## AIM
Skip the pictures, please, and write out exactly the lines from the opening of the data through the line containing "MdImportContacts, MdCloudUpload, MdBuild".

(Collected data entries)
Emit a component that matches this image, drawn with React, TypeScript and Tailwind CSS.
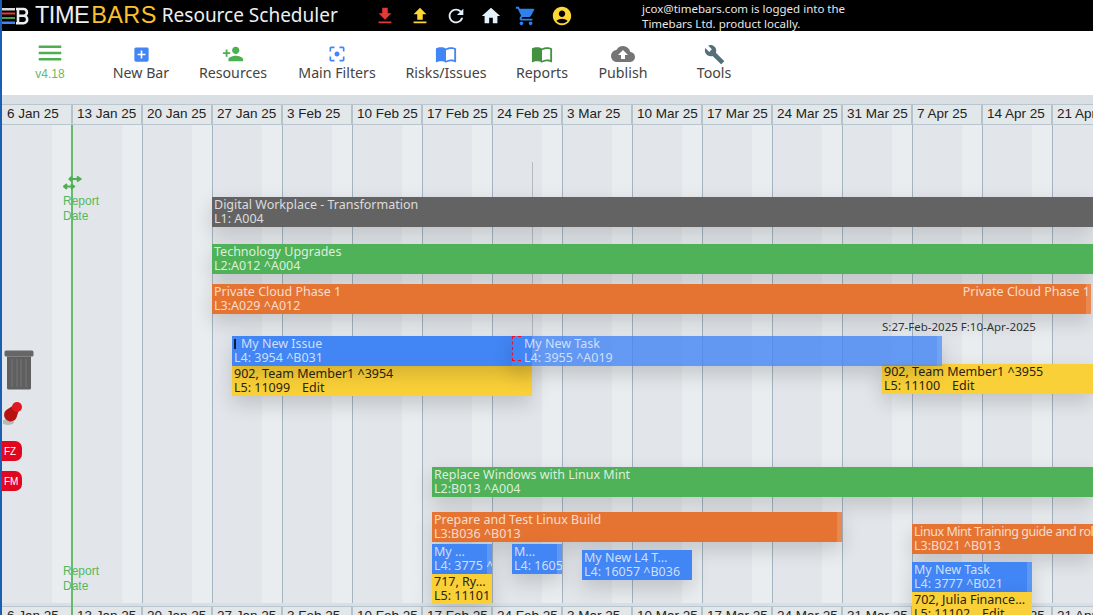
import { MdFileDownload, MdFileUpload, MdRefresh, MdHome, MdShoppingCart, MdAccountCircle, MdMenu, MdAddBox, MdPersonAdd, MdFilterCenterFocus, MdImportContacts, MdCloudUpload, MdBuild } from 'react-icons/md';

const dates = ['6 Jan 25', '13 Jan 25', '20 Jan 25', '27 Jan 25', '3 Feb 25', '10 Feb 25', '17 Feb 25', '24 Feb 25', '3 Mar 25', '10 Mar 25', '17 Mar 25', '24 Mar 25', '31 Mar 25', '7 Apr 25', '14 Apr 25', '21 Apr 25'];

const barFont = "font-['Noto_Sans',sans-serif] text-[12.5px] leading-[14px]";
const barShadow = 'shadow-[0_8px_20px_rgba(0,0,0,0.16)]';
const grey = 'bg-[#636363] text-[#dcdcdc]';
const green = 'bg-[#4fb158] text-[#dcefdd]';
const orange = 'bg-[#e57432] text-[#f5ddcd]';
const blue = 'bg-[#4285f4] text-[#cfdffb]';
const yellow = 'bg-[#fad038] text-[#2a2410]';

const bars = [
  { cls: `left-[210px] top-[72px] w-[881px] ${grey}`, a: 'Digital Workplace - Transformation', b: 'L1: A004' },
  { cls: `left-[210px] top-[119px] w-[881px] ${green}`, a: 'Technology Upgrades', b: 'L2:A012 ^A004' },
  { cls: `left-[430px] top-[342px] w-[661px] ${green}`, a: 'Replace Windows with Linux Mint', b: 'L2:B013 ^A004' },
  { cls: `left-[430px] top-[387px] w-[410px] ${orange}`, a: 'Prepare and Test Linux Build', b: 'L3:B036 ^B013', end: true },
  { cls: `left-[910px] top-[399px] w-[181px] ${orange}`, a: 'Linux Mint Training guide and roll out', b: 'L3:B021 ^B013', tight: true },
  { cls: `left-[230px] top-[241px] w-[300px] ${yellow}`, a: '902, Team Member1 ^3954', b: 'L5: 11099', edit: true },
  { cls: `left-[880px] top-[239px] w-[211px] ${yellow}`, a: '902, Team Member1 ^3955', b: 'L5: 11100', edit: true },
  { cls: `left-[430px] top-[419px] w-[60px] ${blue}`, a: 'My …', b: 'L4: 3775 ^B036', end: true },
  { cls: `left-[430px] top-[449px] w-[60px] ${yellow}`, a: '717, Ry…', b: 'L5: 11101' },
  { cls: `left-[510px] top-[419px] w-[50px] ${blue}`, a: 'M…', b: 'L4: 16056', end: true },
  { cls: `left-[580px] top-[425px] w-[110px] ${blue}`, a: 'My New L4 T…', b: 'L4: 16057 ^B036' },
  { cls: `left-[910px] top-[437px] w-[120px] ${blue}`, a: 'My New Task', b: 'L4: 3777 ^B021', end: true },
  { cls: `left-[910px] top-[467px] w-[120px] ${yellow}`, a: '702, Julia Finance…', b: 'L5: 11102', edit: true },
];

function ToolItem({ icon, label, width }: { icon: React.ReactNode; label: string; width: string }) {
  return (
    <div className={`flex flex-col items-center ${width}`}>
      <div className="flex h-[24px] items-center">{icon}</div>
      <span className="-mt-[3px] font-['Noto_Sans',sans-serif] text-[14.2px] leading-[20px] text-[#444]">{label}</span>
    </div>
  );
}

function DateRow() {
  return (
    <div className="flex h-[21px] w-[1121px] shrink-0 border-y border-[#b9c6cf] bg-[#e2e7ea] pl-[1px]">
      {dates.map(d => (
        <div key={d} className="w-[70px] shrink-0 border-r-2 border-[#b4c2cc] pl-[4px] font-['Liberation_Sans',sans-serif] text-[13.5px] leading-[18px] text-[#222]">
          {d}
        </div>
      ))}
    </div>
  );
}

function ReportDate({ cls }: { cls: string }) {
  return (
    <div className={`absolute left-[61px] font-['Liberation_Sans',sans-serif] text-[12px] leading-[15px] text-[#55b85c] ${cls}`}>
      Report<br />Date
    </div>
  );
}

export default function App() {
  return (
    <div className="flex h-[615px] w-[1093px] flex-col overflow-hidden border-l-2 border-[#1a5fb4] bg-white">
      <header className="flex h-[31px] shrink-0 items-center bg-black text-white">
        <div className="flex w-[365px] items-center">
          <svg width="27" height="20" viewBox="0 0 27 20" className="shrink-0">
            <rect x="0" y="2" width="13" height="2.5" fill="#d9d9d9" />
            <rect x="0" y="6.5" width="13" height="2" fill="#e53935" />
            <rect x="0" y="11" width="13" height="2" fill="#43a047" />
            <rect x="0" y="15.5" width="13" height="2.5" fill="#4285f4" />
            <path d="M14 3h7.5a3.3 3.3 0 0 1 0 6.8H16M21.5 9.8a3.7 3.7 0 0 1 0 7.4H14M16 3v14" fill="none" stroke="#eceff1" strokeWidth="2.6" />
          </svg>
          <span className="ml-[6px] font-['Liberation_Sans',sans-serif] text-[23.5px] leading-[31px] tracking-[-0.5px] text-[#eceff1]">TIME</span>
          <span className="ml-[2px] font-['Liberation_Sans',sans-serif] text-[23.5px] leading-[31px] tracking-[0.4px] text-[#fbc02d]">BARS</span>
          <span className="ml-[5px] font-['Noto_Sans',sans-serif] text-[19px] leading-[31px] text-[#eceff1]">Resource Scheduler</span>
        </div>
        <div className="flex w-[35px] justify-center text-[22px] text-[#e53935]"><MdFileDownload /></div>
        <div className="flex w-[36px] justify-center text-[22px] text-[#fdd835]"><MdFileUpload /></div>
        <div className="flex w-[35px] justify-center text-[22px] text-[#e3f2fd]"><MdRefresh /></div>
        <div className="flex w-[35px] justify-center text-[22px] text-[#e3f2fd]"><MdHome /></div>
        <div className="flex w-[36px] justify-center text-[22px] text-[#2f80ed]"><MdShoppingCart /></div>
        <div className="flex w-[35px] justify-center text-[22px] text-[#fdd835]"><MdAccountCircle /></div>
        <div className="ml-[63px] font-['Noto_Sans',sans-serif] text-[11.5px] leading-[15px] text-[#e8e8e8]">
          jcox@timebars.com is logged into the<br />Timebars Ltd. product locally.
        </div>
      </header>

      <nav className="flex h-[64px] shrink-0 items-start bg-white pt-[11px]">
        <div className="flex w-[96px] flex-col items-center">
          <MdMenu className="text-[30px] text-[#4caf50] -my-[4px]" />
          <span className="mt-[3px] font-['Liberation_Sans',sans-serif] text-[12px] leading-[14px] text-[#66bb6a]">v4.18</span>
        </div>
        <ToolItem width="w-[86px]" label="New Bar" icon={<MdAddBox className="text-[19px] text-[#4285f4]" />} />
        <ToolItem width="w-[98px]" label="Resources" icon={<MdPersonAdd className="text-[22px] text-[#4caf50]" />} />
        <ToolItem width="w-[110px]" label="Main Filters" icon={<MdFilterCenterFocus className="text-[20px] text-[#4285f4]" />} />
        <ToolItem width="w-[108px]" label="Risks/Issues" icon={<MdImportContacts className="text-[22px] text-[#4285f4]" />} />
        <ToolItem width="w-[84px]" label="Reports" icon={<MdImportContacts className="text-[22px] text-[#43923f]" />} />
        <ToolItem width="w-[78px]" label="Publish" icon={<MdCloudUpload className="text-[24px] text-[#757575]" />} />
        <ToolItem width="w-[104px]" label="Tools" icon={<MdBuild className="text-[21px] text-[#546e7a]" />} />
      </nav>

      <div className="h-[9px] shrink-0 bg-[#d9dfe2]" />
      <DateRow />

      <main className="relative z-10 flex min-h-0 flex-1 bg-[#e2e6ea] pl-[1px]">
        {dates.map(d => (
          <div key={d} className="flex w-[70px] shrink-0 border-r border-[#a3b3bf]">
            <div className="flex-1" />
            <div className="w-[20px] bg-[#e9edf0]" />
          </div>
        ))}

        <div className="absolute left-[69px] top-0 h-[490px] w-[2px] bg-[#66bb6a]" />
        <div className="absolute left-[530px] top-[37px] h-[174px] w-[1px] bg-[#b5bdc4]" />

        <svg width="20" height="14" viewBox="0 0 20 14" className="absolute left-[61px] top-[51px] text-[#4caf50]">
          <path d="M7 3h10M14 0.5 17.5 3 14 5.5M9 0.5 6.5 3 9 5.5M1 10.5h10M4 8 1 10.5 4 13M8 8l3 2.5L8 13" fill="none" stroke="currentColor" strokeWidth="2" />
        </svg>
        <ReportDate cls="top-[69px]" />
        <ReportDate cls="top-[439px]" />

        {bars.map(bar => (
          <div key={bar.b} className={`absolute h-[30px] overflow-hidden whitespace-nowrap py-[1px] pl-[2px] ${barShadow} ${barFont} ${bar.cls}`}>
            <div className={bar.tight ? 'tracking-[-0.45px]' : ''}>{bar.a}</div>
            <div>
              {bar.b}
              {bar.edit && <span className="ml-[12px]">Edit</span>}
            </div>
            {bar.end && <div className="absolute inset-y-0 right-0 w-[5px] bg-white/15" />}
          </div>
        ))}

        <div className={`absolute left-[210px] top-[159px] h-[30px] w-[879px] overflow-hidden whitespace-nowrap bg-[#e57432] py-[1px] pl-[2px] text-[#f5ddcd] ${barShadow} ${barFont}`}>
          <div>Private Cloud Phase 1</div>
          <div>L3:A029 ^A012</div>
          <div className="absolute inset-y-0 right-0 w-[5px] bg-white/15" />
          <div className="absolute right-[1px] top-[1px]">Private Cloud Phase 1</div>
        </div>

        <div className={`absolute left-[230px] top-[211px] h-[30px] w-[300px] whitespace-nowrap bg-[#4285f4] py-[1px] pl-[2px] text-[#cfdffb] ${barShadow} ${barFont}`}>
          <div><span className="mr-[5px] inline-block h-[10px] w-[2px] translate-y-[1px] bg-[#0d1b3e]" />My New Issue</div>
          <div>L4: 3954 ^B031</div>
        </div>
        <div className={`absolute left-[510px] top-[211px] h-[30px] w-[430px] whitespace-nowrap bg-[#4285f4]/80 py-[1px] pl-[12px] text-[#cfdffb] ${barShadow} ${barFont}`}>
          <div>My New Task</div>
          <div>L4: 3955 ^A019</div>
          <div className="absolute inset-y-0 right-0 w-[5px] bg-white/10" />
        </div>
        <div className="absolute left-[510px] top-[211px] h-[25px] w-[9px] border-y border-l border-dashed border-[#e8112d]" />

        <div className={`absolute left-[880px] top-[195px] whitespace-nowrap text-[11.5px] leading-[14px] text-[#333] font-['Noto_Sans',sans-serif]`}>S:27-Feb-2025 F:10-Apr-2025</div>

        <svg width="30" height="40" viewBox="0 0 30 40" className="absolute left-[2px] top-[225px]">
          <rect x="0.5" y="0.5" width="29" height="6" rx="1.5" fill="#666" />
          <path d="M3 6.5h24V38a1.5 1.5 0 0 1-1.5 1.5h-21A1.5 1.5 0 0 1 3 38Z" fill="#5f5f5f" />
          <path d="M8 9v28M13 9v28M17 9v28M22 9v28" stroke="#6f6f6f" strokeWidth="1.5" />
        </svg>
        <svg width="20" height="24" viewBox="0 0 20 24" className="absolute left-[1px] top-[276px]">
          <ellipse cx="5" cy="21" rx="6" ry="3" fill="#000" opacity="0.2" />
          <path d="M11 4 4 8.5a6.5 6.5 0 1 0 10 6.5l2-6Z" fill="#b71212" />
          <circle cx="14" cy="6" r="5" fill="#e01822" />
        </svg>

        <div className="absolute left-0 top-[316px] flex h-[20px] w-[20px] items-center rounded-r-[7px] bg-[#e0071f] pl-[2px] font-['Liberation_Sans',sans-serif] text-[10px] text-white">FZ</div>
        <div className="absolute left-0 top-[346px] flex h-[20px] w-[20px] items-center rounded-r-[7px] bg-[#e0071f] pl-[2px] font-['Liberation_Sans',sans-serif] text-[10px] text-white">FM</div>
      </main>

      <div className="h-[3px] shrink-0 bg-[#d9dfe2]" />
      <div className="h-[9px] shrink-0"><DateRow /></div>
    </div>
  );
}
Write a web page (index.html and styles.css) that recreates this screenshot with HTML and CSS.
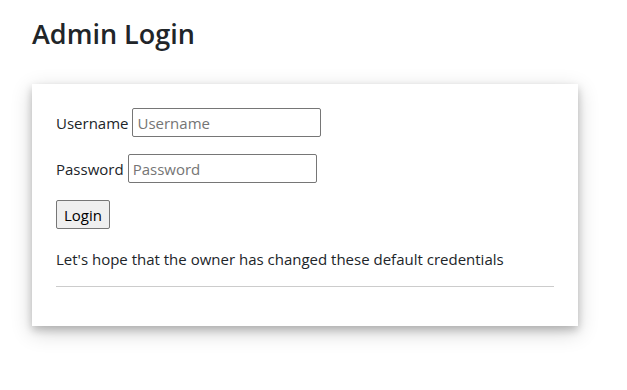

## RESPONSE BELOW
Emit a component that matches this image, drawn with React, TypeScript and Tailwind CSS.
import { MdFileDownload, MdFileUpload, MdRefresh, MdHome, MdShoppingCart, MdAccountCircle, MdMenu, MdAddBox, MdPersonAdd, MdFilterCenterFocus, MdImportContacts, MdCloudUpload, MdBuild } from 'react-icons/md';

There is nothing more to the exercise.